As relevant here, the FLSA defines an “employer” as “any person acting directly or indirectly in the interest of an employer in relation to an employee.” 29 U.S.C. § 203(d). The Fifth Circuit relies on the “economic reality test” when determining whether a party is an employer within the meaning of FLSA. See, e.g., Gray v. Powers, 673 F.3d 352, 354 (5th Cir. 2012). Under that test, the court evaluates “whether the alleged employer: (1) possessed the power to hire and fire the employees, (2) supervised and controlled employee work schedules or conditions of employment, (3) determined the rate and method of payment, and (4) maintained employment records.” Id. at 355 (citation and internal quotation marks omitted). A party need not, however, establish each element in every case. Id. at 357. “The dominant theme in the case law is that those who have operating control over employees within companies may be individually liable for FLSA violations committed by the companies.” Id. Moreover, “[t]he remedial purposes of the FLSA require the courts to define ‘employer' more broadly than the term would be interpreted in traditional common law applications.” McLaughlin v. Seafood, Inc., 867 F.2d 875, 877 (5th Cir. 1989) (per curiam) (citation omitted).
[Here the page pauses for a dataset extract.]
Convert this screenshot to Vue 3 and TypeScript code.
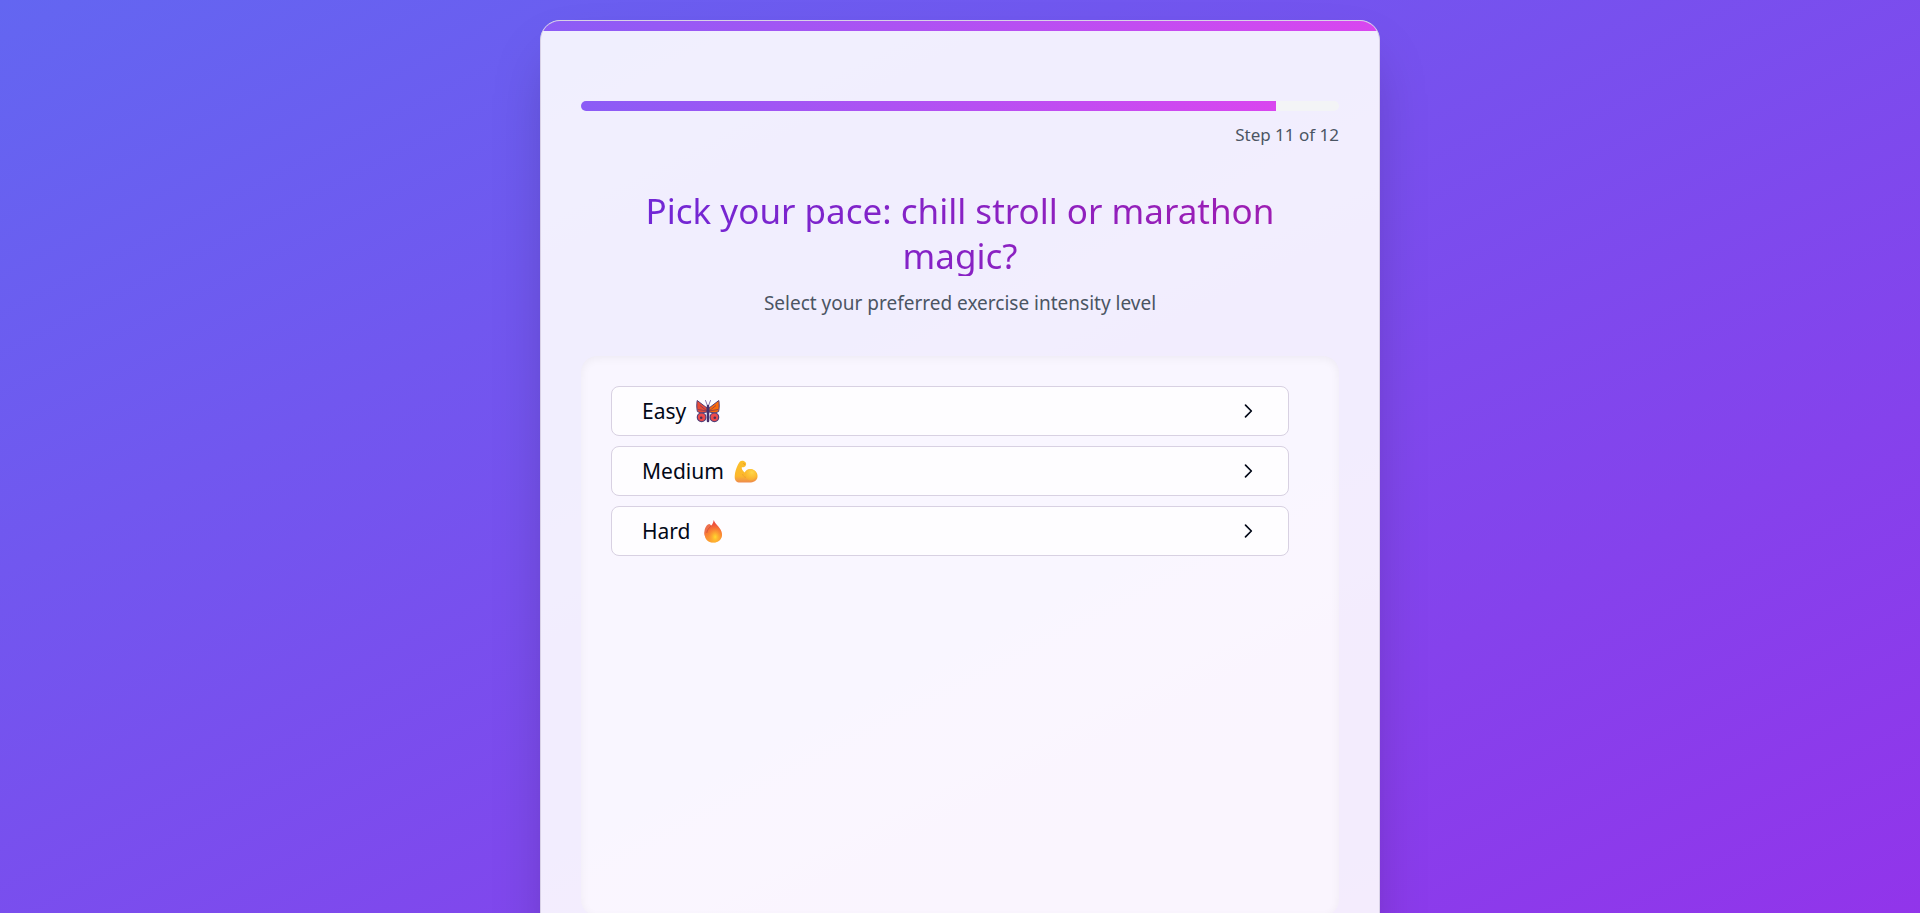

A review of Plaintiff's complaint supports her argument in favor of Lu's and Chen's status as employers. See Doc. 1 at 7 (“Defendants Wen Qin Lu and Amy Chen control the day-to-day decisions of the restaurants by making strategic, operational, and policy decisions, and exerting operational control over its employees. Moreover, Defendants Wen Qin Lu and Amy Chen have the power to hire and fire employees, discipline employees, create and enforce employee policies, and set employee compensation.”). This is sufficient to plead claims against both Lu and Chen for purposes of individual FLSA liability. SeeGray, 673 F.3d at355. Indeed, another judge of this Court has reached an identical conclusion with regard to similar arguments made by Lu and Chen in a FLSA case involving claims similar to those here. See Williams v. Sake Hibachi Sushi & B., Inc., 3:18-CV-0517-D, 2020 WL 3317096, at *6-8 (N.D. Tex. June 18, 2020) (Fitzwater, J.) (granting summary judgment for plaintiffs on this point).
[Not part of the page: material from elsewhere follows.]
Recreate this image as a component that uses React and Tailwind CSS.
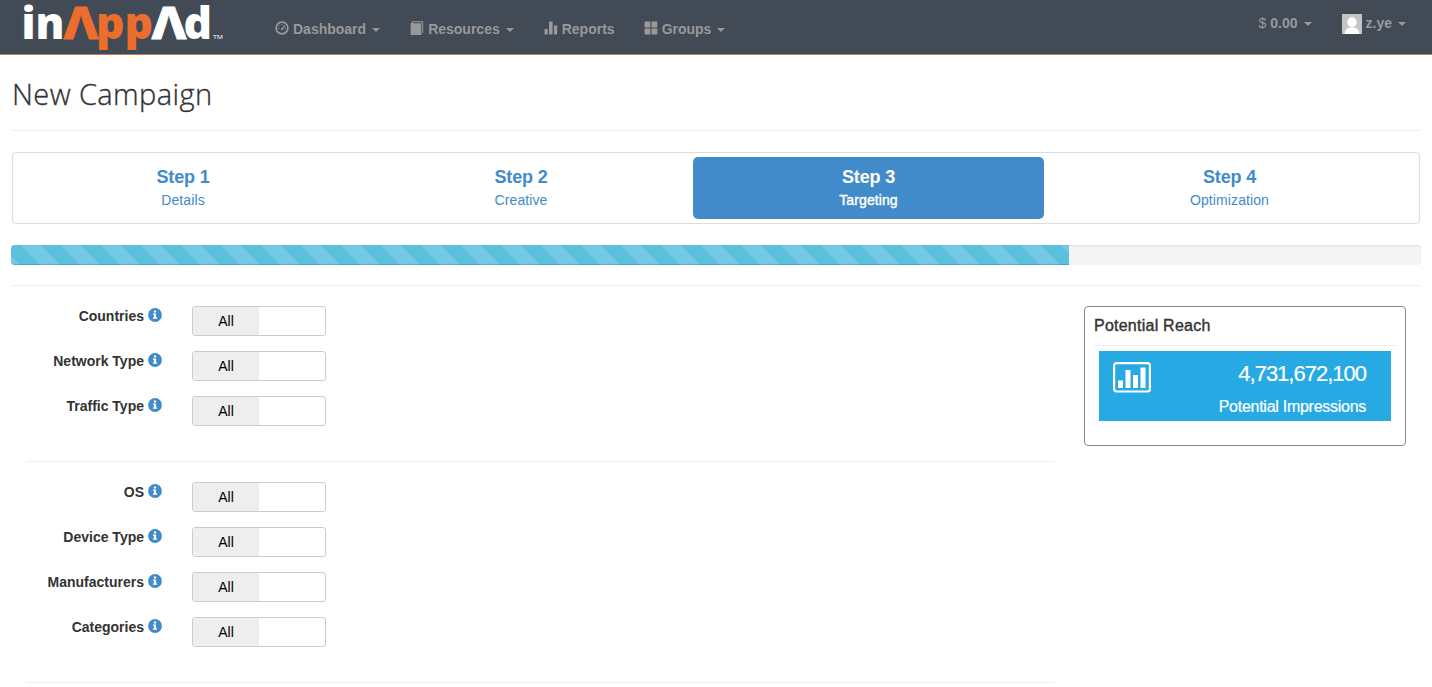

D. Lu and Chen and - Minimum Wage Violation
Lu and Chen next argue that Plaintiff has inadequately pled that they violated FLSA's minimum wage requirements in relation to the tip credit provision. Doc. 15 at 17-18; Doc. 17 at 13-14. Plaintiff responds that she has sufficiently pled minimum wage violations and detailed why Lu and Chen are not entitled to the tip credit defense. Doc. 24 at 19-22; Doc. 25 at 19-22.
Generally, the “tip credit” exception can only be claimed if the employer demonstrates that (1) she informed the employees of the tip credit law and (2) the tipped employees retain all of their tips. 29 U.S.C. § 203(m). The employer “has the burden of establishing its entitlement to the tip credit.” Montano, 806 F.3d at 189. The problem with Lu's and Chen's argument is readily apparent. The FLSA's tip credit provision is a defense to a minimum wage claim. Gustavus v. Cazos, Inc., 774 F.Supp.2d 856, 858 (S.D. Tex. 2011) (“Since the use of a tip credit is an affirmative defense, the defendants bear the burden of proof on this issue.”); Williams, 2020 WL 3317096, at *3 (referring to tip credit as an affirmative defense). Plaintiff has adequately pled a minimum wage violation and need not defend against an affirmative defense at this stage of the case. Moreover, to the extent Lu and Chen maintain Plaintiff's complaint is deficient because she failed to allege the approximate number of hours of work for which she was underpaid, that issue is appropriately left to summary judgment or trial.
Sake, Lu, and Chen's arguments urging dismissal of Plaintiff's kickback claim are also based on the premise that she did not adequately defend against the tip credit exception. See Doc. 13 at 20-23; Doc. 15 at 18-22; Doc. 17 at 18-22. The Court thus rejects this argument for the same reasons stated above.
IV. Conclusion
For the foregoing reasons, Defendants' Motions to Dismiss Pursuant to Federal Rule of Civil Procedure 12(b)(6) should be DENIED.
SO RECOMMENDED.
INSTRUCTIONS FOR SERVICE AND NOTICE OF RIGHT TO APPEAL/OBJECT
A copy of these findings, conclusions and recommendation shall be served on all parties in the manner provided by law. Any party who objects to any part of these findings, conclusions and recommendation must file specific written objections within 14 days after being served with a copy. See 28 U.S.C. § 636(b)(1); FED. R. CIV. P. 72(b). To be specific, an objection must identify the finding or recommendation to which objection is made, state the basis for the objection, and indicate where in the magistrate judge's findings, conclusions, and recommendation the disputed determination is found. An objection that merely incorporates by reference or refers to the briefing before the magistrate judge is not specific. Failure to file specific written objections will bar the aggrieved party from appealing the factual findings and legal conclusions of the magistrate judge that are accepted or adopted by the district court, except upon grounds of plain error. SeeDouglass v. United Servs. Automobile Ass'n, 79 F.3d 1415, 1417 (5th Cir. 1996).